1. Regulatory Scrutiny Involving Cryptocurrencies and ICOs

Cryptocurrencies and other instruments based on blockchain technology – such as Initial Coin Offerings (ICOs) – are in the regulators’ sights.  The SEC has asserted jurisdiction over products structured as ICOs and is pursuing violations of the anti-fraud provisions and registration violations involving ICOs and cryptocurrencies.  A number of enforcement attorneys in the SEC’s new Cyber Unit are focused on ICO and cryptocurrency investigations, with more cases in the pipeline.  In addition, the CFTC has declared virtual currencies to be “commodities” subject to its oversight under the Commodity Exchange Act and has brought a number of actions under the anti-fraud provisions of the CEA against industry participants.  Fund managers with investments in or exposure to these areas should prepare for questions about disclosures and increasing regulatory scrutiny and spillover relating to those investments. 

2. Bitcoin Bubble: Related Private Litigation 

The cryptocurrency and ICO mania has been wildly profitable for some, but also has some classic signs of a bubble.  If values collapse, disputes will follow.  For example, if a violation occurs in the chain of distribution, transactions involving that security may be set aside as void or voidable.  Section 29(b) of the Exchange Act provides that a contract made in violation of certain registration requirements “shall be void” as to the violator, and Section 12(a)(1) of the Securities Act gives purchasers a right of rescission for violations of Section 5’s registration provisions.  Private funds and others involved in ICOs or crypto-related technology should also be wary of clawback actions by a court-appointed receiver or bankruptcy trustee if a particular instrument fails or is halted.  Fund managers should also be prepared for disputes with investors, in light of their obligations to appropriately manage and/or disclose material risks.
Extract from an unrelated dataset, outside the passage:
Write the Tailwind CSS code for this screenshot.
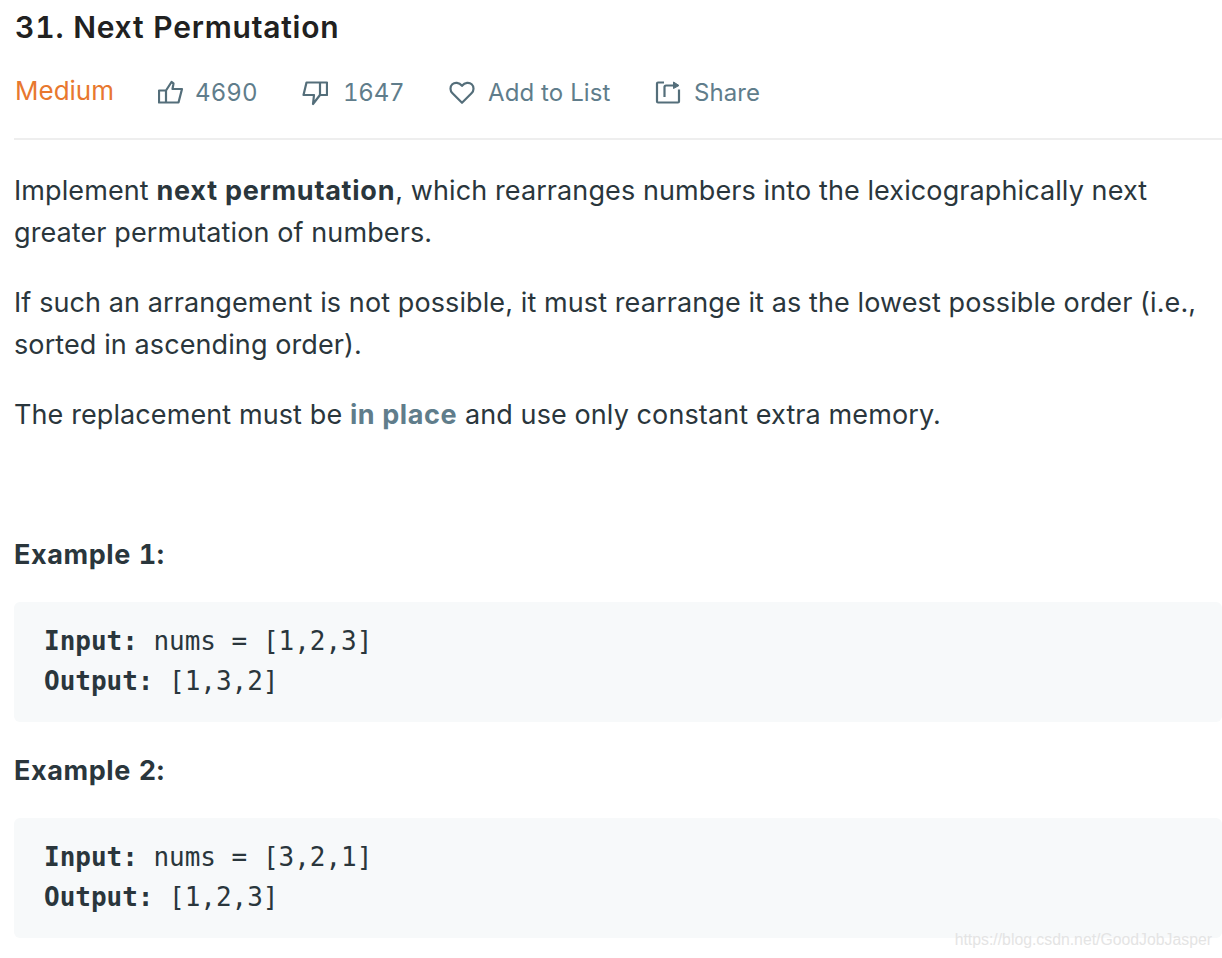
<!DOCTYPE html>
<html lang="en">
<head>
    <meta charset="UTF-8">
    <script src="https://cdn.jsdelivr.net/npm/@tailwindcss/browser@4"></script>
    <title>31. Next Permutation</title>
</head>
<body class="bg-white font-['Inter',sans-serif] overflow-hidden">
    <div class="relative h-[958px] pl-[14px] text-[27px] leading-[42px] tracking-[0.1px] text-[#2a363c]">
        <h1 class="h-[54px] pl-px text-[30px] leading-[54px] font-semibold tracking-[0.8px] tabular-nums text-[#212121]">31. Next Permutation</h1>

        <div class="flex items-center h-[86px] pb-[6px] border-b-2 border-[#eeeeee] text-[24px] tracking-[0.1px] text-[#607d8b]">
            <span class="w-[144px] pl-px pb-[4px] text-[26px] tracking-normal text-[#e8782f]">Medium</span>
            <svg class="w-[26px] h-[26px] mr-[11px]" viewBox="0 0 26 26" fill="none" stroke="#546e7a" stroke-width="2.2" stroke-linejoin="round"><path d="M1 10.500h7l5.500-8.500 2 1.500-1 5.500h9.500l-3.500 13.500H1z"/><path d="M8 10.500v12"/></svg>
            <span class="w-[107px] tabular-nums">4690</span>
            <svg class="w-[26px] h-[26px] mr-[15px]" viewBox="0 0 26 26" fill="none" stroke="#546e7a" stroke-width="2.2" stroke-linejoin="round"><path d="M18 15l-7 9 1-9H1.500l3-12.500H25V15z"/><path d="M18 2.500V15"/></svg>
            <span class="w-[106px] tabular-nums tracking-[-0.2px]">1647</span>
            <svg class="w-[26px] h-[26px] mr-[13px]" viewBox="0 0 26 26" fill="none" stroke="#546e7a" stroke-width="2.2" stroke-linejoin="round"><path transform="translate(0 -0.7)" d="M13 23.500 3.500 14C.8 11.300.9 7.300 3.300 5 5.800 2.700 10 2.900 13 6.500 16 2.900 20.200 2.700 22.700 5c2.400 2.300 2.500 6.300-.2 9z"/></svg>
            <span class="w-[167px]">Add to List</span>
            <svg class="w-[26px] h-[26px] mr-[13px]" viewBox="0 0 26 26" fill="none" stroke="#546e7a" stroke-width="2.2" stroke-linejoin="round"><path d="M9 2.500H3a1 1 0 0 0-1 1v18a1 1 0 0 0 1 1h20a1 1 0 0 0 1-1V9.500"/><path d="M9.500 17V7A1.500 1.500 0 0 1 11 5.500h8"/><path d="M18.500 2 24 5.500 18.500 8.500z" fill="#546e7a" stroke-width="1"/></svg>
            <span>Share</span>
        </div>

        <p class="mt-[30px]">Implement <strong class="font-bold tracking-[0.75px]">next permutation</strong>, which rearranges numbers into the lexicographically next greater permutation of numbers.</p>
        <p class="mt-[28px]">If such an arrangement is not possible, it must rearrange it as the lowest possible order (i.e., sorted in ascending order).</p>
        <p class="mt-[28px]">The replacement must be <strong class="font-bold tracking-[0.6px] text-[#607d8b]">in place</strong> and use only constant extra memory.</p>

        <p class="mt-[98px] font-bold tracking-[0.6px] tabular-nums">Example 1:</p>
        <pre class="mt-[26px] h-[120px] rounded-md bg-[#f7f9fa] pl-[30px] pt-[19px] font-['DejaVu_Sans_Mono',monospace] text-[26px] leading-[40px] tracking-[-0.02px]"><strong>Input:</strong> nums = [1,2,3]
<strong>Output:</strong> [1,3,2]</pre>

        <p class="mt-[28px] font-bold tracking-[0.6px] tabular-nums">Example 2:</p>
        <pre class="mt-[26px] h-[120px] rounded-md bg-[#f7f9fa] pl-[30px] pt-[19px] font-['DejaVu_Sans_Mono',monospace] text-[26px] leading-[40px] tracking-[-0.02px]"><strong>Input:</strong> nums = [3,2,1]
<strong>Output:</strong> [1,2,3]</pre>

        <span class="absolute right-[10px] top-[929px] font-['Liberation_Sans',sans-serif] text-[15.8px] leading-[22px] tracking-normal text-[#e4e4e4]">https://blog.csdn.net/GoodJobJasper</span>
    </div>
</body>
</html>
3. Unicorns: Potential Disputes Spoil the Magic

Unicorns continue to be an area of high risk for private investment funds.  While the IPO markets seem to be opening, rich valuations continue to constrain opportunities for liquidity and future funding rounds.  Looking ahead, exits or funding rounds that are below recent valuations could lead to disputes and SEC scrutiny.  Meanwhile, recent experience – most prominently with Theranos – suggests that the failure of one or more unicorns is likely to attract both regulatory scrutiny and private litigation given the magnitude of investor losses.

4. Privacy and Data Security Risks Continue to Increase

After years of warnings by the SEC, this could be the year that one or more private fund advisers suffer a public cybersecurity breach. Given that highly sophisticated entities – including those that specialize in data protection – have fallen prey to cyber-attacks, private fund advisers are in no better position to deter these very real threats. It may be difficult or even impossible to thwart an attack, but private fund advisers must have in place robust and proactive policies and procedures to limit damage should an attack occur. Given all the warnings and events in the market, the absence of a cybersecurity policy that includes emergency remedial measures may lead to regulatory scrutiny and possible enforcement action.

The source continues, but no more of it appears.